Request ::
Do not copy the pictures; transcribe all other material exactly.

Recorded data ::

——

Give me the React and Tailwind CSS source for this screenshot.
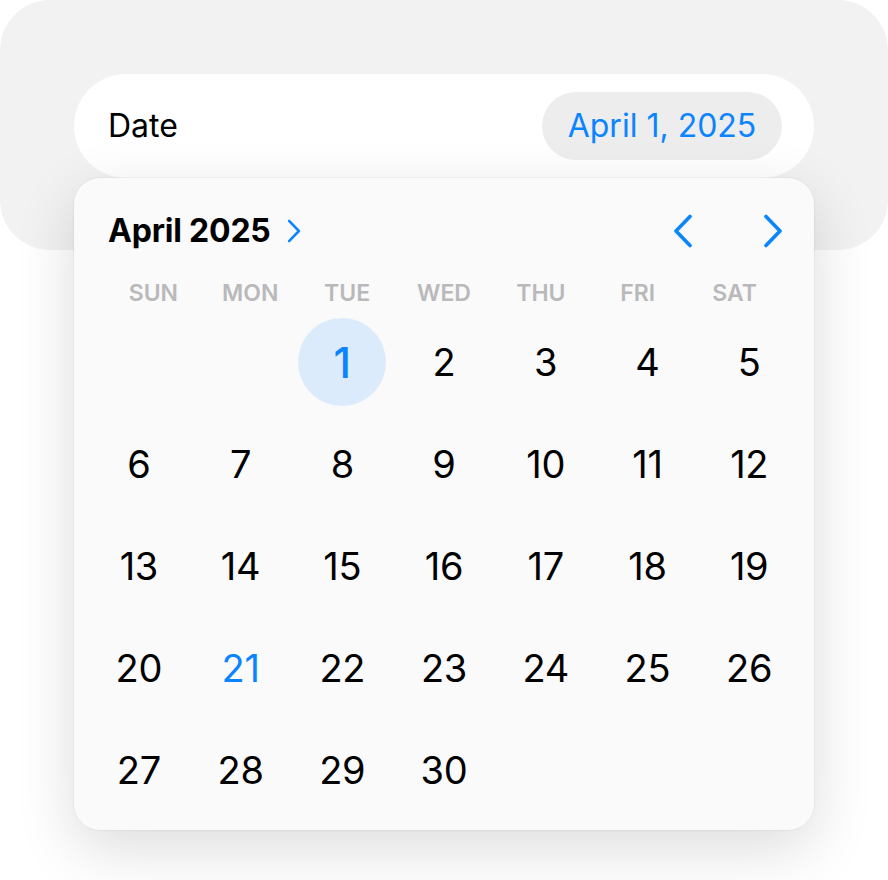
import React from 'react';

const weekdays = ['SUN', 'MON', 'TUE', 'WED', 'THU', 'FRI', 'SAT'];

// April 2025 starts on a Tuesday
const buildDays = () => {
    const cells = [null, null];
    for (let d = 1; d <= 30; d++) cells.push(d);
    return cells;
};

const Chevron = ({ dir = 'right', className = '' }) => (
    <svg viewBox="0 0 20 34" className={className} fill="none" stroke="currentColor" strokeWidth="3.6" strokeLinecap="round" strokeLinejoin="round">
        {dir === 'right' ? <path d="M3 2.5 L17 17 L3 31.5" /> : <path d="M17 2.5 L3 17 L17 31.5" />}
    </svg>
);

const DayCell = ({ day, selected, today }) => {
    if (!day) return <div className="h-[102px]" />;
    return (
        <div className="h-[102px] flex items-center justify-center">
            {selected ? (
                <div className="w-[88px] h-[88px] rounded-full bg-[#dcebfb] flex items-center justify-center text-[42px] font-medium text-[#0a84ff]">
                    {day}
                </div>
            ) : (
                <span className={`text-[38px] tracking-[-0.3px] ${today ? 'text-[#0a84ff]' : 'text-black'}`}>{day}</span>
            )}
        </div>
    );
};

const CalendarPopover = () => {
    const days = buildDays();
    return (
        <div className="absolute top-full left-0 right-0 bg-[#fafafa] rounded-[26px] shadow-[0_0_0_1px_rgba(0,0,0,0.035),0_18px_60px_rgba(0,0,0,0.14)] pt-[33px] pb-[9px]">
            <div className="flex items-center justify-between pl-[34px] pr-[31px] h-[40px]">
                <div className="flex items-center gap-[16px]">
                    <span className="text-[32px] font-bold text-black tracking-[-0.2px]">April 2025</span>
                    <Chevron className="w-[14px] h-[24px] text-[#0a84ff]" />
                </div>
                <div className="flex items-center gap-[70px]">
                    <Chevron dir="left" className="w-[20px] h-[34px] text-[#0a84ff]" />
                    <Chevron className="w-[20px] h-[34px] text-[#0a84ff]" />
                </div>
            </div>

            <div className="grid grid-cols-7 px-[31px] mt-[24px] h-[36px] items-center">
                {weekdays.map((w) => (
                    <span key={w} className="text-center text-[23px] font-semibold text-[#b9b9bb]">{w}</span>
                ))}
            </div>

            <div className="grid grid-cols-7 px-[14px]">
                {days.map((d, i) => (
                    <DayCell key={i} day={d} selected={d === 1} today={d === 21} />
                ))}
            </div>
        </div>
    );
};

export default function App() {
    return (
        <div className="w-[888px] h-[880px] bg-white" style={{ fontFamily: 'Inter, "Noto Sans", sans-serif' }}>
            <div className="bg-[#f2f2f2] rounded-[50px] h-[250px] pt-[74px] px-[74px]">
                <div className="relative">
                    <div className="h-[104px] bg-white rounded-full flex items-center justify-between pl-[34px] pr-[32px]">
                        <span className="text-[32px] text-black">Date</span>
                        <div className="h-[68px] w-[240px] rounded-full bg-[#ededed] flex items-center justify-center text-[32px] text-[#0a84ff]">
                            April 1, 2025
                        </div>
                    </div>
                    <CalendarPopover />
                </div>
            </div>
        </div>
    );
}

——

Solution to the problem ::
Give me the React and Tailwind CSS source for this screenshot.
import React from 'react';

const weekdays = ['SUN', 'MON', 'TUE', 'WED', 'THU', 'FRI', 'SAT'];

// April 2025 starts on a Tuesday
const buildDays = () => {
    const cells = [null, null];
    for (let d = 1; d <= 30; d++) cells.push(d);
    return cells;
};

const Chevron = ({ dir = 'right', className = '' }) => (
    <svg viewBox="0 0 20 34" className={className} fill="none" stroke="currentColor" strokeWidth="3.6" strokeLinecap="round" strokeLinejoin="round">
        {dir === 'right' ? <path d="M3 2.5 L17 17 L3 31.5" /> : <path d="M17 2.5 L3 17 L17 31.5" />}
    </svg>
);

const DayCell = ({ day, selected, today }) => {
    if (!day) return <div className="h-[102px]" />;
    return (
        <div className="h-[102px] flex items-center justify-center">
            {selected ? (
                <div className="w-[88px] h-[88px] rounded-full bg-[#dcebfb] flex items-center justify-center text-[42px] font-medium text-[#0a84ff]">
                    {day}
                </div>
            ) : (
                <span className={`text-[38px] tracking-[-0.3px] ${today ? 'text-[#0a84ff]' : 'text-black'}`}>{day}</span>
            )}
        </div>
    );
};

const CalendarPopover = () => {
    const days = buildDays();
    return (
        <div className="absolute top-full left-0 right-0 bg-[#fafafa] rounded-[26px] shadow-[0_0_0_1px_rgba(0,0,0,0.035),0_18px_60px_rgba(0,0,0,0.14)] pt-[33px] pb-[9px]">
            <div className="flex items-center justify-between pl-[34px] pr-[31px] h-[40px]">
                <div className="flex items-center gap-[16px]">
                    <span className="text-[32px] font-bold text-black tracking-[-0.2px]">April 2025</span>
                    <Chevron className="w-[14px] h-[24px] text-[#0a84ff]" />
                </div>
                <div className="flex items-center gap-[70px]">
                    <Chevron dir="left" className="w-[20px] h-[34px] text-[#0a84ff]" />
                    <Chevron className="w-[20px] h-[34px] text-[#0a84ff]" />
                </div>
            </div>

            <div className="grid grid-cols-7 px-[31px] mt-[24px] h-[36px] items-center">
                {weekdays.map((w) => (
                    <span key={w} className="text-center text-[23px] font-semibold text-[#b9b9bb]">{w}</span>
                ))}
            </div>

            <div className="grid grid-cols-7 px-[14px]">
                {days.map((d, i) => (
                    <DayCell key={i} day={d} selected={d === 1} today={d === 21} />
                ))}
            </div>
        </div>
    );
};

export default function App() {
    return (
        <div className="w-[888px] h-[880px] bg-white" style={{ fontFamily: 'Inter, "Noto Sans", sans-serif' }}>
            <div className="bg-[#f2f2f2] rounded-[50px] h-[250px] pt-[74px] px-[74px]">
                <div className="relative">
                    <div className="h-[104px] bg-white rounded-full flex items-center justify-between pl-[34px] pr-[32px]">
                        <span className="text-[32px] text-black">Date</span>
                        <div className="h-[68px] w-[240px] rounded-full bg-[#ededed] flex items-center justify-center text-[32px] text-[#0a84ff]">
                            April 1, 2025
                        </div>
                    </div>
                    <CalendarPopover />
                </div>
            </div>
        </div>
    );
}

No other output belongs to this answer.